While § 27 of the Restatement, Judgments 2d, deals with the conclusive effect of issues of law and fact previously litigated between the same parties, the principles discussed under comments d and e are also applicable to the relitigation of issues with persons other than the parties to the prior litigation. See Restatement, Judgments 2d, § 29, comment a. The principles set forth in § 29 are still adhered to by our courts. See, e.g., State v. Gonzalez, supra, 75 N.J. at 190, n. 5; United Rental Equip. Co. v. Aetna Life & Cas. Ins. Co., supra, 74 N.J. at 101. See, also, Matter of McMillan, 579 F.2d 289, 292-293 (3 Cir.1978).

Here, the issue raised in defense of Allesandra's claim against Gross is that the alleged poor quality and late delivery of the merchandise sold to Highlander constituted a lack of consideration for the six promissory notes -- the underlying obligation that was sought to be enforced in this action. This issue, although raised in the bankruptcy proceeding, was never actually litigated or determined. No testimony was taken or evidence

[187 NJSuper Page 107]

offered in the bankruptcy proceeding on this issue and no decision with respect thereto was ever rendered by the bankruptcy judge. On the contrary, Allesandra's proof of claim was expunged solely by virtue of its default. Hence, there was never a judgment on the merits, which is a prerequisite to the successful application of the doctrine of collateral estoppel.

Therefore, the trial court erred in applying the doctrine as a bar to Allesandra's claim against Gross as the indorser of the Highlander notes.
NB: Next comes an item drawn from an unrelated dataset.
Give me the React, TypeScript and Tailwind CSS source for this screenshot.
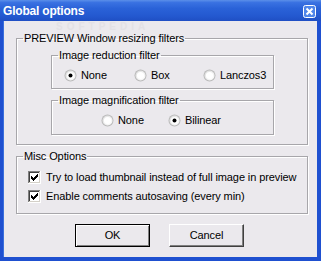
import React from "react";

const font = { fontFamily: '"Liberation Sans", Arial, sans-serif' };

function Radio({ checked }: { checked?: boolean }) {
  return (
    <svg width="13" height="13" viewBox="0 0 13 13" className="shrink-0">
      <defs>
        <linearGradient id="rg" x1="0" y1="0" x2="1" y2="1">
          <stop offset="0" stopColor="#dcdcdc" />
          <stop offset="1" stopColor="#ffffff" />
        </linearGradient>
      </defs>
      <circle cx="6.5" cy="6.5" r="6" fill="#b9b9b9" />
      <circle cx="6.5" cy="6.5" r="5" fill="url(#rg)" />
      <circle cx="6.5" cy="6.5" r="3.6" fill="#ffffff" />
      {checked && <circle cx="6.5" cy="6.5" r="2" fill="#000000" />}
    </svg>
  );
}

function Check() {
  return (
    <svg width="13" height="13" viewBox="0 0 13 13" className="shrink-0" shapeRendering="crispEdges">
      <rect x="0" y="0" width="13" height="13" fill="#ffffff" />
      <rect x="0" y="0" width="12" height="1" fill="#808080" />
      <rect x="0" y="0" width="1" height="12" fill="#808080" />
      <rect x="1" y="1" width="10" height="1" fill="#404040" />
      <rect x="1" y="1" width="1" height="10" fill="#404040" />
      <rect x="1" y="11" width="11" height="1" fill="#d4d0c8" />
      <rect x="11" y="1" width="1" height="11" fill="#d4d0c8" />
      <path
        d="M9 3h1v3h-1zM8 4h1v3h-1zM7 5h1v3h-1zM6 6h1v3h-1zM5 7h1v3h-1zM4 6h1v3h-1zM3 5h1v3h-1z"
        fill="#000"
      />
    </svg>
  );
}

function Group({
  label,
  className,
  inner,
  children,
}: {
  label: string;
  className?: string;
  inner?: string;
  children: React.ReactNode;
}) {
  return (
    <fieldset
      className={
        "border border-[#a7a6aa] rounded-none shadow-[inset_1px_1px_0_#ffffff,1px_1px_0_#ffffff] min-w-0 p-0 " +
        (className ?? "")
      }
    >
      <legend className="ml-[6px] px-[1px] text-[11px] leading-[13px] text-black tracking-[-0.1px]">
        {label}
      </legend>
      <div className={inner}>{children}</div>
    </fieldset>
  );
}

function Button({ label, def }: { label: string; def?: boolean }) {
  return (
    <div
      className={
        "w-[75px] h-[23px] flex items-center justify-center text-[11px] text-black bg-[#ebe9ed] " +
        (def
          ? "border border-black shadow-[inset_1px_1px_0_#ffffff,inset_-1px_-1px_0_#808080]"
          : "border-t border-l border-t-white border-l-white border-r border-b border-r-[#404040] border-b-[#404040] shadow-[inset_-1px_-1px_0_#808080]")
      }
    >
      {label}
    </div>
  );
}

export default function App() {
  return (
    <div
      className="w-[321px] h-[261px] flex flex-col bg-[#1f50d0] overflow-hidden select-none"
      style={font}
    >
      {/* Title bar */}
      <div className="h-[21px] shrink-0 flex items-center justify-between pl-[3px] pr-[5px] bg-[linear-gradient(180deg,#5b8fe9_0%,#3a72e2_12%,#2a62d8_40%,#2459d0_75%,#1f4fc4_100%)]">
        <span className="text-white font-bold text-[12px] leading-[15px] mt-[1px] tracking-[-0.2px]">
          Global options
        </span>
        <svg width="13" height="13" viewBox="0 0 13 13" className="mt-[1px]">
          <rect x="0.5" y="0.5" width="12" height="12" rx="2" fill="#4f86ea" stroke="#ffffff" />
          <path d="M3.5 3.5 L9.5 9.5 M9.5 3.5 L3.5 9.5" stroke="#ffffff" strokeWidth="2" />
        </svg>
      </div>

      {/* Client */}
      <div className="relative flex-1 ml-[3px] mr-[4px] mb-[4px] bg-[#ebe9ed] flex flex-col pl-[12px] pt-[11px] border-l border-[#3a6fdc] text-[11px] leading-[13px] tracking-[-0.1px]">
        <span className="absolute left-[52px] top-[1px] text-[10px] leading-[10px] font-bold text-[#e3e1e5] tracking-[4px]">
          SOFTPEDIA
        </span>
        <Group label="PREVIEW Window resizing filters" className="relative w-[292px]" inner="pl-[34px] pt-[4px] pb-[9px]">
          <Group label="Image reduction filter" className="w-[223px]" inner="pt-[7px] pb-[6px]">
            <div className="flex items-center pl-[12px]">
              <div className="w-[70px] flex items-center gap-[4px]">
                <Radio checked />
                <span>None</span>
              </div>
              <div className="w-[69px] flex items-center gap-[4px]">
                <Radio />
                <span>Box</span>
              </div>
              <div className="flex items-center gap-[4px]">
                <Radio />
                <span>Lanczos3</span>
              </div>
            </div>
          </Group>
          <Group label="Image magnification filter" className="w-[223px] mt-[5px]" inner="pt-[7px] pb-[7px]">
            <div className="flex items-center pl-[49px]">
              <div className="w-[67px] flex items-center gap-[4px]">
                <Radio />
                <span>None</span>
              </div>
              <div className="flex items-center gap-[4px]">
                <Radio checked />
                <span>Bilinear</span>
              </div>
            </div>
          </Group>
        </Group>

        <Group label="Misc Options" className="w-[292px] mt-[5px]" inner="pt-[8px] pb-[10px] pl-[11px]">
          <div className="flex flex-col gap-[6px]">
            <div className="flex items-center gap-[5px]">
              <Check />
              <span>Try to load thumbnail instead of full image in preview</span>
            </div>
            <div className="flex items-center gap-[5px]">
              <Check />
              <span>Enable comments autosaving (every min)</span>
            </div>
          </div>
        </Group>

        <div className="flex gap-[19px] mt-[10px] pl-[59px]">
          <Button label="OK" def />
          <Button label="Cancel" />
        </div>
      </div>
    </div>
  );
}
Accordingly, judgment in favor of Gross on the fourth count of the complaint is reversed and the matter is remanded to the trial court for a trial of the issues raised by that count of the complaint and Gross's answer thereto.

III

By way of summary, that portion of the judgment of the Law Division in favor of Gross, dismissing the first, second and third counts of the complaint is affirmed, and that portion of the judgment dismissing the fourth count is reversed and the matter remanded for trial. We do not retain jurisdiction.